MG – “A Matriarca do Sertão”

Livro mostra o poder da sertanista, misteriosa mulher que liderou sangrenta rebelião em Minas

Historiadoras revelam a verdadeira face de Maria da Cruz, que se tornou uma lenda no Norte de Minas ao comandar sedição contra impostos. Presa pela coroa Portuguesa, se livrou de degredo na África

Tiago de Holanda

No sertão brasileiro do século 18, as leis eram escritas com pistolas, bacamartes e espingardas. Mandavam os grandes proprietários de terra, que mantinham bandos armados e pareciam ignorar o fato de serem vassalos do rei de Portugal. Ladrões e criminosos de toda sorte cometiam delitos sem qualquer punição. Nesse ambiente viril, no rude Norte de Minas, ergueu-se Maria da Cruz. Dona de patrimônio invejável, ela foi a única mulher entre os líderes de uma rebelião que atacava o governo e rejeitava a cobrança de um imposto. Um novo livro revela detalhes sobre a personagem, cuja misteriosa biografia continua a intrigar os historiadores.

Maria da Cruz Porto Carreiro sobreviveu ao tempo como uma figura ambígua. Por um lado, alguns memorialistas a descrevem como uma pessoa cruel, que recebeu a alcunha de Maria da Cruz da Perversidade. Maltratava seus escravos e, para não remunerar serviçais, chegava a matá-los e mandar que fossem jogados no rio. Por outro lado, a imagem que se tornou mais conhecida foi aquela traçada por Diogo de Vasconcellos. Na obra História média das Minas Gerais, publicada em 1918, a mulher aparece como inteligente e muito generosa. “Era ela quem sustentava os enfermos e os inválidos” e quem educava os pequenos, “pagando os mestres de leitura, de música e de ofícios”, narra Vasconcellos.

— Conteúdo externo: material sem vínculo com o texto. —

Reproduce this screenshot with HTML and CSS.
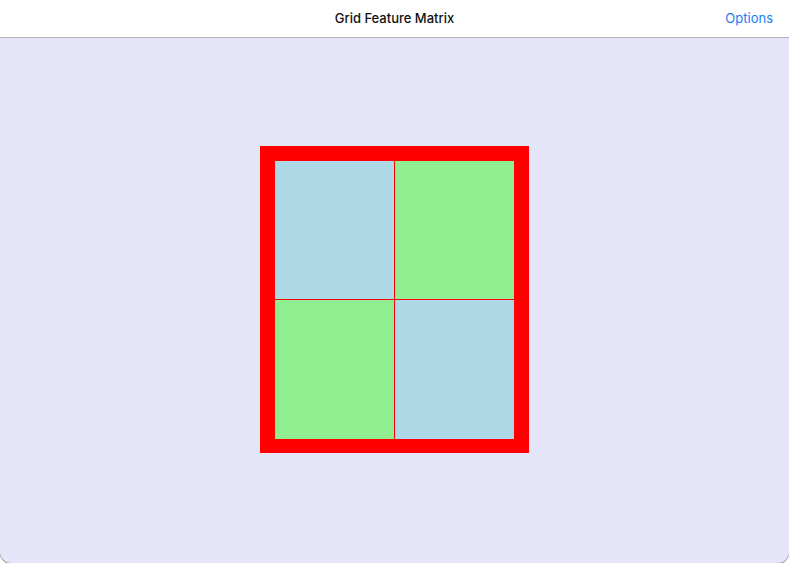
FILE: index.html
```html
<!DOCTYPE html>
<html>
<head>
<meta charset="utf-8">
<link rel="stylesheet" href="styles.css">
</head>
<body>
<div class="app">
  <header class="navbar">
    <div class="title">Grid Feature Matrix</div>
    <div class="action">Options</div>
  </header>
  <main class="content">
    <div class="frame">
      <div class="grid">
        <div class="cell blue left top"></div>
        <div class="cell green top"></div>
        <div class="cell green left"></div>
        <div class="cell blue"></div>
      </div>
    </div>
  </main>
</div>
</body>
</html>
```
FILE: styles.css
```css
html, body {
  margin: 0;
  padding: 0;
  background: #ffffff;
}
.app {
  width: 789px;
  height: 563px;
  display: flex;
  flex-direction: column;
  font-family: Inter, "Liberation Sans", sans-serif;
}
.navbar {
  height: 37px;
  flex: 0 0 37px;
  border-bottom: 1px solid #b3b3b8;
  background: #ffffff;
  position: relative;
  display: flex;
  align-items: center;
  justify-content: center;
}
.title {
  font-size: 13px;
  font-weight: 500;
  color: #111;
  margin-top: -1px;
}
.action {
  position: absolute;
  right: 16px;
  top: 10px;
  font-size: 13px;
  color: #1a7cf5;
}
.content {
  flex: 1;
  background: #e5e5f9;
  border-radius: 0 0 11px 11px;
  box-shadow: 0 1px 0 #8c8c8c, 1px 0 0 #d8d8de, -1px 0 0 #d8d8de;
  display: flex;
  align-items: center;
  justify-content: center;
}
.frame {
  background: #ff0000;
  padding: 15px 15px 14px 15px;
  margin-left: -1px;
  margin-top: -2px;
}
.grid {
  display: grid;
  grid-template-columns: 120px 119px;
  grid-template-rows: 139px 139px;
}
.cell.blue { background: #add8e6; }
.cell.green { background: #90ee90; }
.cell.left { border-right: 1px solid #ff0000; }
.cell.top { border-bottom: 1px solid #ff0000; }
```
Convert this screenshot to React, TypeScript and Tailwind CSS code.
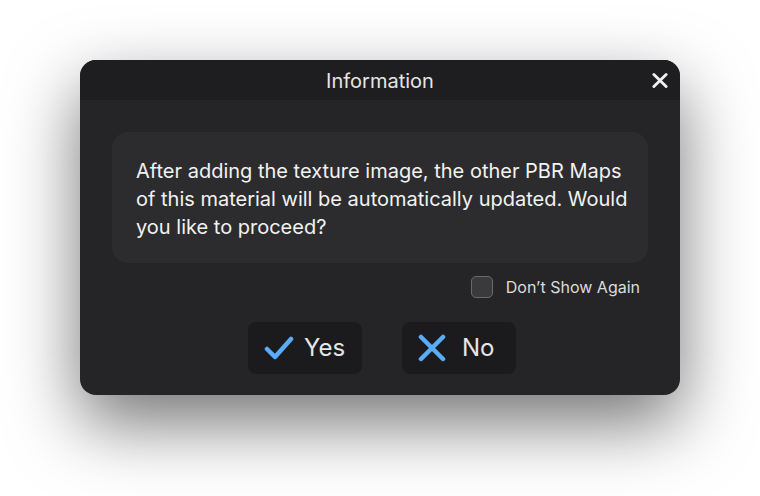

Não é nenhuma dessas duas personagens a que surge no recém-lançado livro D. Maria da Cruz e a sedição de 1736 (Autêntica Editora), escrito pelas historiadoras Angela Vianna Botelho e Carla Anastasia. Com base em exaustiva pesquisa em arquivos no Brasil e em Portugal, onde encontraram documentos inéditos, como o codicilo de Maria, as autoras conseguiram responder a algumas das inúmeras interrogações que cercam a protagonista. Também chegaram mais perto de descobrir qual o papel exercido por ela na sanguinolenta revolta desencadeada naquele ano, uma das mais importantes ocorridas em Minas durante o período colonial e talvez a mais violenta de todas. A obra defende a tese de que, embora inicialmente manobrado pelos senhores rurais, o levante acabou virando um vale-tudo de objetivos imprecisos

PODEROSA

A nebulosa Maria da Cruz fazia parte do grupo dos ricos e poderosos. Em data desconhecida, ela nasceu às margens do Rio São Francisco, na Vila do Penedo, atual cidade de Penedo, na então comarca de Alagoas, pertencente ao bispado de Pernambuco. Assim como a maior parte das mulheres do seu tempo, Maria nunca aprendeu a ler ou escrever, segundo declarou em seu testamento, publicado na íntegra pela primeira vez. A descoberta das historiadoras contradiz a versão de Vasconcellos, segundo o qual ela era culta e havia sido educada por irmãs carmelitas. “Não achamos nenhum documento que sustente essa descrição, que ele pode ter colhido de algum relato oral”, diz Angela.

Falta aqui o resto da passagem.